● **STATED EXERCISE**
Scan the data below for the string "styles". Copy every line where it appears.

● **MATERIAL SUPPLIED**
--

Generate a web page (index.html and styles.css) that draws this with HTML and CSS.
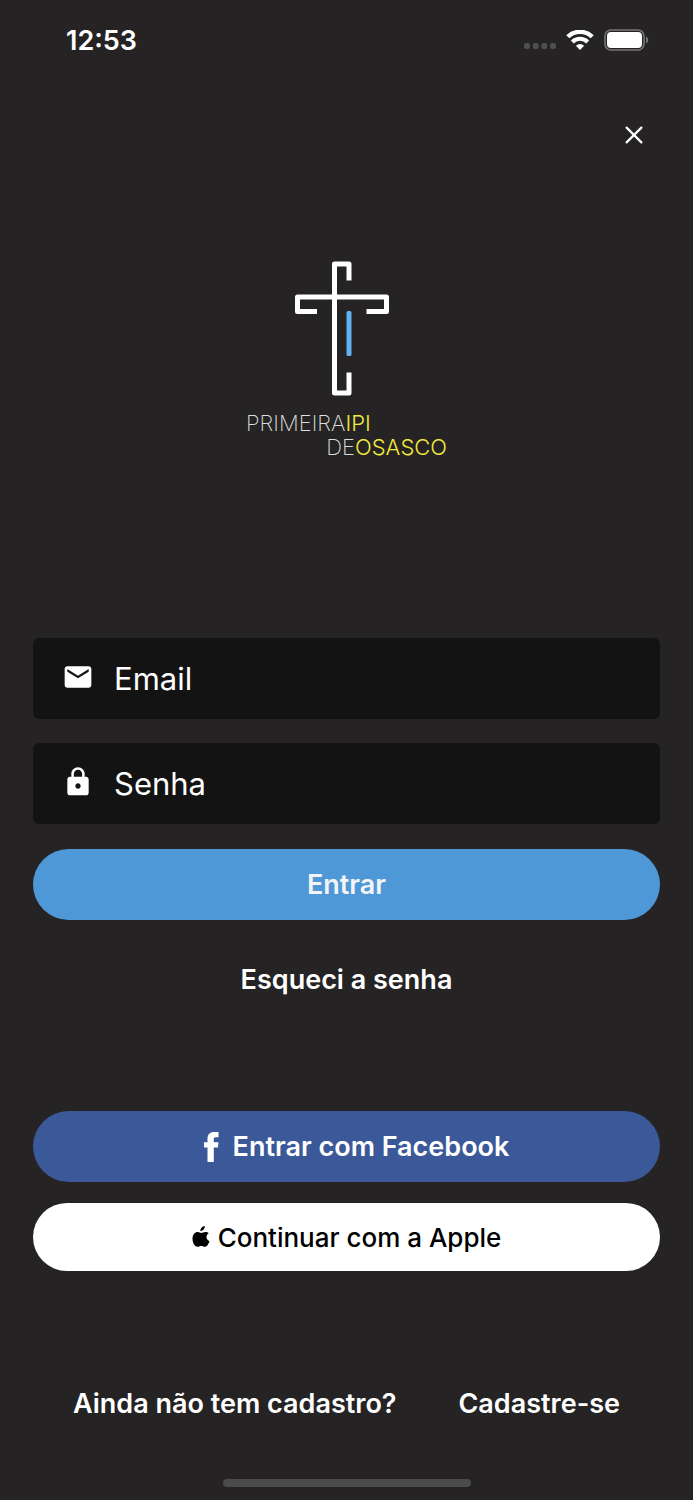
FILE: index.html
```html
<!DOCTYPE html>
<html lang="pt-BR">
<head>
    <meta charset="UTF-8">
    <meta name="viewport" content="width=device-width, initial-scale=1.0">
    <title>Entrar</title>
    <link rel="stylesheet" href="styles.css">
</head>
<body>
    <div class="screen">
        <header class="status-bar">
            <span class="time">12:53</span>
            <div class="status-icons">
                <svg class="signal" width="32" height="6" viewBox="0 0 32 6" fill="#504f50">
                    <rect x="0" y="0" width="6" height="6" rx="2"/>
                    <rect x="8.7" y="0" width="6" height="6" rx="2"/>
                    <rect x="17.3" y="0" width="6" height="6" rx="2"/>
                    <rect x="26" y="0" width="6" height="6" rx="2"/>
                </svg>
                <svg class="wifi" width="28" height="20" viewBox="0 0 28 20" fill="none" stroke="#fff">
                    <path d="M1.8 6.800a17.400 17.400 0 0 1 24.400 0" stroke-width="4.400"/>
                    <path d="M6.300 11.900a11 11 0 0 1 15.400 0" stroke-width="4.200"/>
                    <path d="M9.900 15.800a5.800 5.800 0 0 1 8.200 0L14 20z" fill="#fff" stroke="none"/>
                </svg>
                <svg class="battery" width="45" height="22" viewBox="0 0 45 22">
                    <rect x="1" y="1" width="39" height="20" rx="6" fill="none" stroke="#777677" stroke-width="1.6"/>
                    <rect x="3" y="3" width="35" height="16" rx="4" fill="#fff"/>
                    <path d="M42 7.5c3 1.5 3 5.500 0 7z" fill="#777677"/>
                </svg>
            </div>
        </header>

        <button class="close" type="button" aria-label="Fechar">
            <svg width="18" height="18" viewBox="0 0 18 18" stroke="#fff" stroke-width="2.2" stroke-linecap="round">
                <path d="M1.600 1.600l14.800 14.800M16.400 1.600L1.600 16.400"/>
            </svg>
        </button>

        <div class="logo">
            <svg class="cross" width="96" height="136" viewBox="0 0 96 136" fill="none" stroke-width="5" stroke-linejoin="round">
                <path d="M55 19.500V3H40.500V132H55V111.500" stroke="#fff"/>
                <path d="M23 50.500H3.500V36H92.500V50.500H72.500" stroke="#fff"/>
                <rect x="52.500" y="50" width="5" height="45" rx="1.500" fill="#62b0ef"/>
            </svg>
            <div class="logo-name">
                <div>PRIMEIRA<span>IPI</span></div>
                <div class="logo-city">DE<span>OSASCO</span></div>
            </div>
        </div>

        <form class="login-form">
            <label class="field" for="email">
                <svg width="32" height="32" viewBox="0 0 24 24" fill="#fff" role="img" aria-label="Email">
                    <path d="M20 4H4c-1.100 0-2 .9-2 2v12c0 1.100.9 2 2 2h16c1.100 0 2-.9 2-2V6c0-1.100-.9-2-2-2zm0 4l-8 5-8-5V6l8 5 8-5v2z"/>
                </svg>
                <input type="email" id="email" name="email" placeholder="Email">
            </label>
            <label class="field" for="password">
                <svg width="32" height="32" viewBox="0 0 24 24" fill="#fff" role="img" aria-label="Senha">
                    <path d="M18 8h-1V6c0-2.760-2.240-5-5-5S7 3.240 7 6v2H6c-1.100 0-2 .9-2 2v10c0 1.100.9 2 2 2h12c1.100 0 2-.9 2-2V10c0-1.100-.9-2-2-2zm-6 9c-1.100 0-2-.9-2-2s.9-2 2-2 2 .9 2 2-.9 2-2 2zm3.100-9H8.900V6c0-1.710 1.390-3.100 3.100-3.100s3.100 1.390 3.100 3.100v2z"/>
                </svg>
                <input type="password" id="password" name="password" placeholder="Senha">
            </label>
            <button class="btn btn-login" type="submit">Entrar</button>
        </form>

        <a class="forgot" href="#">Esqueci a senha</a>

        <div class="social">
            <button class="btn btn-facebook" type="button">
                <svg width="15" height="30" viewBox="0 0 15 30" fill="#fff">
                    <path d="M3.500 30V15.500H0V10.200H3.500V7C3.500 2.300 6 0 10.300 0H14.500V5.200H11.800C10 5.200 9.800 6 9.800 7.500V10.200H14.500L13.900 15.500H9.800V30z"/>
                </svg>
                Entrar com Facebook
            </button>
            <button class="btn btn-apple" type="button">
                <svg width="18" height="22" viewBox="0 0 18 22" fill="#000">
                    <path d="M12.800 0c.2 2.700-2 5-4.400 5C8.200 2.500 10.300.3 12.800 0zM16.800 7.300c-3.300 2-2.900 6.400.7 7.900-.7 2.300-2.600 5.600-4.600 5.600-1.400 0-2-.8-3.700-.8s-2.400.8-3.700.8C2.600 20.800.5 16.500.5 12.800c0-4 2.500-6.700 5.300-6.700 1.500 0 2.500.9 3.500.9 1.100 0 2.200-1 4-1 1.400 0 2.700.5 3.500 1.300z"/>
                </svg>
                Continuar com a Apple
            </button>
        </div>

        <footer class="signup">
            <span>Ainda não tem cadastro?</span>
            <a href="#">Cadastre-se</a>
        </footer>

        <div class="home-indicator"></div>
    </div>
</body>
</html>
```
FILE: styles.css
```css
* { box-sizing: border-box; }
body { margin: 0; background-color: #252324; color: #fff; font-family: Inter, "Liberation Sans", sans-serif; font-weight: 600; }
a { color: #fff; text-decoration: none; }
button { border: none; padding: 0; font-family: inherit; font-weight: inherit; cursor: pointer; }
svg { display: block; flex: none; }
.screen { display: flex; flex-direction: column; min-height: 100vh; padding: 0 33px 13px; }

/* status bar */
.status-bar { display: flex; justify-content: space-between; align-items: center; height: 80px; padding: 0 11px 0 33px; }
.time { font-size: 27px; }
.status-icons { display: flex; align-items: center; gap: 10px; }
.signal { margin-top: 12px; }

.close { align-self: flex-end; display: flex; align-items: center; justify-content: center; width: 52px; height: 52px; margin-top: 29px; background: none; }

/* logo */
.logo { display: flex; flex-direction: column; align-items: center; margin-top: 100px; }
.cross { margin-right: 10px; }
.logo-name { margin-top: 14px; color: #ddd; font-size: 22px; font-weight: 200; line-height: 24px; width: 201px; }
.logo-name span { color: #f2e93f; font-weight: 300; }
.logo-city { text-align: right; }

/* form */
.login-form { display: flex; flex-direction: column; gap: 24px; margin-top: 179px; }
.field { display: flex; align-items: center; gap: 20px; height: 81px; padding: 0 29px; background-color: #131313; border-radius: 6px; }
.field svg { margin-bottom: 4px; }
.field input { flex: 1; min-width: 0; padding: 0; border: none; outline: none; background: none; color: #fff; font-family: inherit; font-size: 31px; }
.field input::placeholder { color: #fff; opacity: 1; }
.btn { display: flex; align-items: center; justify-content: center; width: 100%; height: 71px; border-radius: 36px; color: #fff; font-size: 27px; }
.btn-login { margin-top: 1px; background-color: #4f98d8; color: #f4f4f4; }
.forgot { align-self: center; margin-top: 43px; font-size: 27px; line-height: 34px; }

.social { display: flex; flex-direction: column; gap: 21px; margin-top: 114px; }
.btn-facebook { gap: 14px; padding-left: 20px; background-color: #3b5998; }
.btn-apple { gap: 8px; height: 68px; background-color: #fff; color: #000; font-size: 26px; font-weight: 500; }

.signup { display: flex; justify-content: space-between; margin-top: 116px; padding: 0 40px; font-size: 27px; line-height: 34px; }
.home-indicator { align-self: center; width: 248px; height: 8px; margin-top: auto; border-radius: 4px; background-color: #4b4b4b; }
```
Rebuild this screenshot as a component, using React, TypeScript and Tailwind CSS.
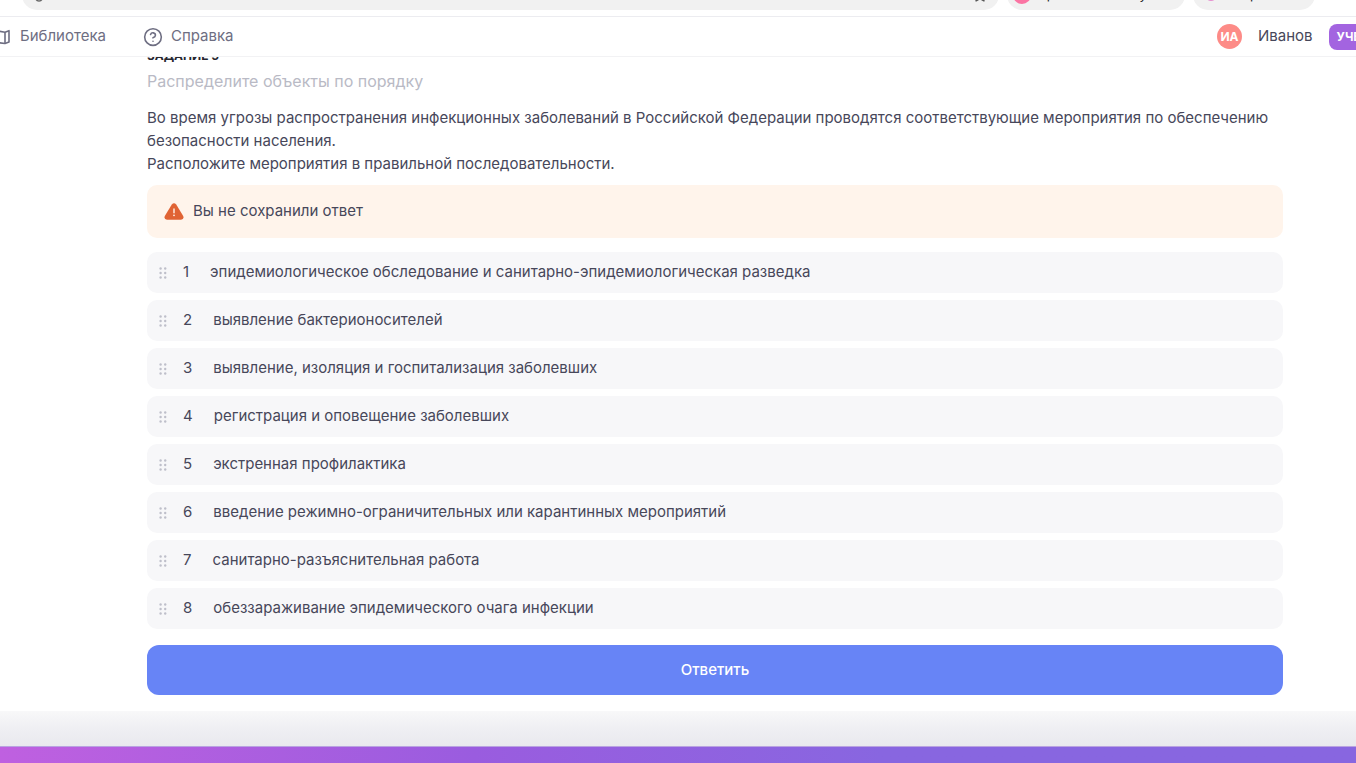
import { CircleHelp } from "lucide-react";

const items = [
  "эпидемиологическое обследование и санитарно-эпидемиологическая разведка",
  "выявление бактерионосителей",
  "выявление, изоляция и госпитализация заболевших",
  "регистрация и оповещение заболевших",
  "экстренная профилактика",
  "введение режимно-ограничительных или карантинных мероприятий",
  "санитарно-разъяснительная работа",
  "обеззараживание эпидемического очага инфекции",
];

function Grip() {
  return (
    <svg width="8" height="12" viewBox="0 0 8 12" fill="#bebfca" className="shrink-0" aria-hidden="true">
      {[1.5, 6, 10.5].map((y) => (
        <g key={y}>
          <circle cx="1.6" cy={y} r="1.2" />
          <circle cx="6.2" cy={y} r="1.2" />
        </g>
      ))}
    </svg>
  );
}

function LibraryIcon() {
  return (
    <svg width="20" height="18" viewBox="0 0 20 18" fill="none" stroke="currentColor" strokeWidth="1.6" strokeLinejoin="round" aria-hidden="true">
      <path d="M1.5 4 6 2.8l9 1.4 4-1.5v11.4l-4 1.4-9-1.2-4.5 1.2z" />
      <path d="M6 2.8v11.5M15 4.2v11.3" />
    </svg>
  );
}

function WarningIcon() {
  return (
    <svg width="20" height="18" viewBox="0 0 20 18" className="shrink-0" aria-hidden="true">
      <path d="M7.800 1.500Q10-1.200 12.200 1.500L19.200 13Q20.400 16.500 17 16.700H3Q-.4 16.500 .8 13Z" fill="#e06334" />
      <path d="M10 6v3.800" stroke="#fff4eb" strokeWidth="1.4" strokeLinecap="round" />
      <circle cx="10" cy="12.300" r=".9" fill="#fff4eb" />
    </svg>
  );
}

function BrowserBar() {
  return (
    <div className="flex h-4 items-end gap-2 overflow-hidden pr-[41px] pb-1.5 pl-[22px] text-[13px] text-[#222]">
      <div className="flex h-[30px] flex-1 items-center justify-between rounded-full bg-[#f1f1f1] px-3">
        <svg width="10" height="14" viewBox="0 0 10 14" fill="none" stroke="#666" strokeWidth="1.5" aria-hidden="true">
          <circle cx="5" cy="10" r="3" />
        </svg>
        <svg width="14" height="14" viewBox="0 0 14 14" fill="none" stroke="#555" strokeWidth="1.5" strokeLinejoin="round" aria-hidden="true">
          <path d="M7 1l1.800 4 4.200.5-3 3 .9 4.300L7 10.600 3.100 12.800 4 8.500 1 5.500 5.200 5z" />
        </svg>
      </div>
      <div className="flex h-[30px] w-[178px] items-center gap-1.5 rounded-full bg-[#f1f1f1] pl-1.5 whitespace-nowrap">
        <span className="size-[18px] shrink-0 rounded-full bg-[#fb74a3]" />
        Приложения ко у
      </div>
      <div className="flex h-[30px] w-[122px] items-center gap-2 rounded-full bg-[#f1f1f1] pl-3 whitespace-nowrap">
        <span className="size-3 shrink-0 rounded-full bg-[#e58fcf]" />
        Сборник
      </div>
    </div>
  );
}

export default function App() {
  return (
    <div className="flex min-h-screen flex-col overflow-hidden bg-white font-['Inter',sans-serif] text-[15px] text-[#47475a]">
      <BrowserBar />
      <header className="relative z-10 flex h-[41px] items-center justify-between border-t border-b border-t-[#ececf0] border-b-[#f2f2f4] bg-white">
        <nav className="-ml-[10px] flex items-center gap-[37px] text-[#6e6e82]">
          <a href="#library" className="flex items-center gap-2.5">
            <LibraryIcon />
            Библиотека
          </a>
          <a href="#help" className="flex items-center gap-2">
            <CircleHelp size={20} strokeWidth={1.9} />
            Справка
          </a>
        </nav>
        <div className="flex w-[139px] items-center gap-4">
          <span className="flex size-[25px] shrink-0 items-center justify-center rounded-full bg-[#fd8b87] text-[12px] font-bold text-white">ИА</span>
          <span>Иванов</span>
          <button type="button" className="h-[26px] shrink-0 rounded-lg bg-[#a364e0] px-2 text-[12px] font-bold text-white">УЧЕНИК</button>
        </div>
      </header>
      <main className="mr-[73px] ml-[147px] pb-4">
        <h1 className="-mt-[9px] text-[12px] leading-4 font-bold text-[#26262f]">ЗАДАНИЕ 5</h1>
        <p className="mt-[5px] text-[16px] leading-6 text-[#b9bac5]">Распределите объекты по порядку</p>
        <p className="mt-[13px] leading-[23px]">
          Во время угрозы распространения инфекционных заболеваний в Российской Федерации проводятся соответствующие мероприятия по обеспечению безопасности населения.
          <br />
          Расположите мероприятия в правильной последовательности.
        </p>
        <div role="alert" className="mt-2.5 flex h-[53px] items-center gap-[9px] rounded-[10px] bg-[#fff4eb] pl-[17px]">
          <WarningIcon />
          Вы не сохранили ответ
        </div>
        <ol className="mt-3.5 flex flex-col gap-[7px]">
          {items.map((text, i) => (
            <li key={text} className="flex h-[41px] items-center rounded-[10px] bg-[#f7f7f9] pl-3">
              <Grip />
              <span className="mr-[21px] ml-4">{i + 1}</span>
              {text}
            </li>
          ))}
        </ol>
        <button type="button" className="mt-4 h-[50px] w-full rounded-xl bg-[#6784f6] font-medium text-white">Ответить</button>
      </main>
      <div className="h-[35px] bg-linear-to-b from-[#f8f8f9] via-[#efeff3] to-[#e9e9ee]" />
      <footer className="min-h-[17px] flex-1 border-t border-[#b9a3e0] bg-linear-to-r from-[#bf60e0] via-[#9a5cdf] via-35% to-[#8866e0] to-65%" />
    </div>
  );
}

--

● **EXERCISE RESULT**
Generate a web page (index.html and styles.css) that draws this with HTML and CSS.
    <link rel="stylesheet" href="styles.css">
FILE: styles.css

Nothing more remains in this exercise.